I have planted huge planters of mini petunias Vinca vines and spike plants in the center. My plants appear healthy and beautiful. When I water in the center of the spike, lots of earwigs come crawling out. I do not want my plants to be destroyed! There is no room in the planter to try the lil cans of water with oil or soy sauce. I tried an insecticide spray.they are still living there.What should I do?


Hi Karen,

Earwigs love moisture. If the crown of your center plant is full of sitting water, that creates ideal conditions for them. Water the pot from the outside edges, keeping that are dry (no overhead watering). When the center of the plant is completely dried out, try suctioning them out with a vacuum hose. Also, try luring them out: Next to the pot, place a box baited with bran or oatmeal; poke pencil-size holes on the sides, near the bottom for entry.

How do I keep earwigs out of

How do I keep earwigs out of my dahlias?

Hi, Teri: Earwigs love

Hi, Teri: Earwigs love moisture. Do a test. Take 3 plastic butter or deli tubs and bury them top-edge-deep in three different places. Put a half inch of water in each. Put a couple tablespoons of vegetable oil in the first, of soy sauce in the second, and of molasses in the third. See which trap catches the most for three nights (rotate their positions twice), then convert all to that method. If you have problems with critters or pets, put the lids on the containers with a slot cut in them for the earwigs to crawl through. Or: Roll up newspapers, put a rubber band around them, wet them thoroughly (i.e., soak), and set them in your bed. Well, flower bed, we mean. In the morning, lift them up quickly and totally immerse them in a bucket of hot, soapy water. Don't succumb to curiosity and inspect them or try to count earwigs or see if anybody's home. Just lift and dunk. Lift and dunk. Bye, bye, wiggies.

Earwigs eating dahlias

I am so glad to hear that there maybe relief in sight to get rid of these pesky "bugs". They have eaten almost all the leaves on dahlias and they are looking pretty bad. I'm going to try these three to see which one is the best. Thanks so much.

I sprinkle Diatomaceous Earth

I sprinkle Diatomaceous Earth around my plants & yard. This also works well against Fleas. It can be purchased in the pool center of your home improvement store.

Diatomaceous earth works

Diatomaceous earth works wonders; a good natural defense against unwanted insects! However, it is best to use a food-grade quality, ensuring no harm will come to any animal it comes in contact with (other than the bugs it will destroy, of course).
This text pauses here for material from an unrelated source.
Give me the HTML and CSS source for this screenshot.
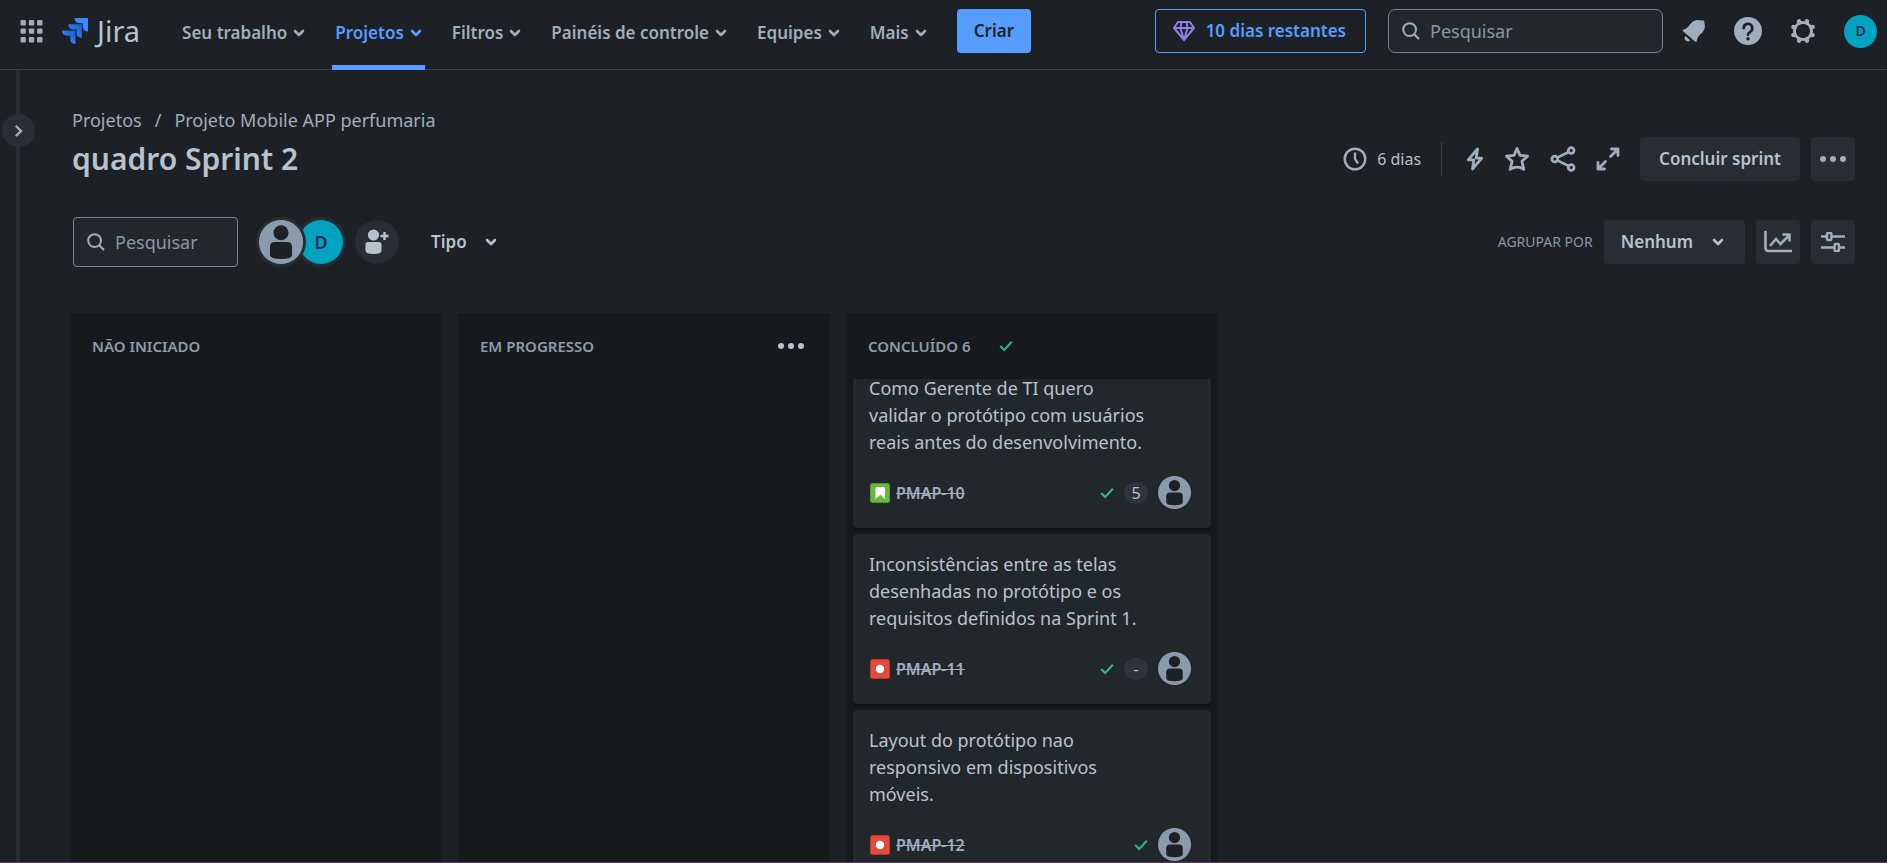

The kind used in pools does not meet this standard. I buy mine in a 40lbs sack at my local feed store. Remember, it is no longer effective once moisture hits it, so you must reapply often.

I am so happy to read about

I am so happy to read about others using Diatomaceous earth for earwigs. I have food grade DE that I am using for my garden and was curious if it worked well for these buggers. Thanks all you DE users :)

Earwigs have invaded our

Earwigs have invaded our grill by the hundreds. How can I get rid of them? Its very disturbing to see them crawl all over the hood and grates when its heating up. Actually they can withstand quite a bit of heat!! :)

Earwigs like moist dark

Earwigs like moist dark places, so you want to keep surrounding areas sunny and dry and open, including the grill!
For a DIY method, clean out a tuna or cat food can and fill it nearly to the top with water. Add a tablespoon of vegetable oil. Place the can in an earwig-infested area near the grill. If you have lots of the pests, place several cans in the area. When the bugs come out in the evening, they will crawl into the cans for a swim, but the vegetable oil will prevent them from getting out.
The best way to get rid of earwigs is to trap them. Here's a good link that explains how to do it: http://www.ipm.ucdavis.edu/PMG....

Don't be so kind to earwigs.

Don't be so kind to earwigs. They will exfoliate the whole plant. A horrible import from overseas, the only thing that will partially eradicate them from temperate climes is a very cold winter which kills most of them. I spray my marigolds every two days with neem oil or I'll have no marigolds left.

Another great way of getting

Another great way of getting rid of earwigs that I learned from http://www.domyownpestcontrol.... is attracting birds onto your property. They take a liking to earwigs so have them solve your problem for you. To welcome birds near and around your garden, one simply needs to place bird baths or bird feeders in the vicinity and let them come!

Does this truly work?

I'm quite worried about my vegetable-garden-to-be. I've been tilling the soil and have found all sorts of earwigs. I've been told they like to eat through all the vegetables. I love birds though... well most birds. I just don't want all the effort to be wasted.

And the question is…what to

And the question is…what to do? Read the responses above, esp the one from the Almanac staff about the tuna can as a deterent. If you have that many earwigs (as many as you imply) you may also have poor soil, soil that holds too much moisture (see above; they like dampness). Search this site for advice on soil and improve your with compost and other additives suited for the proper pH for the plants you plan to grow. 

If you don’t do this, you may wish you did in six—or fewer—months. Why go to the trouble to plant if the site is not suitably prepared?

Good luck!


earwig traps

empty baby food jars work great. Fill them half full with water and add a spoonful of cooking oil on top. set them out where the wigs like to hang about and overnight you'll get a couple dozen or maybe even a couple hundred.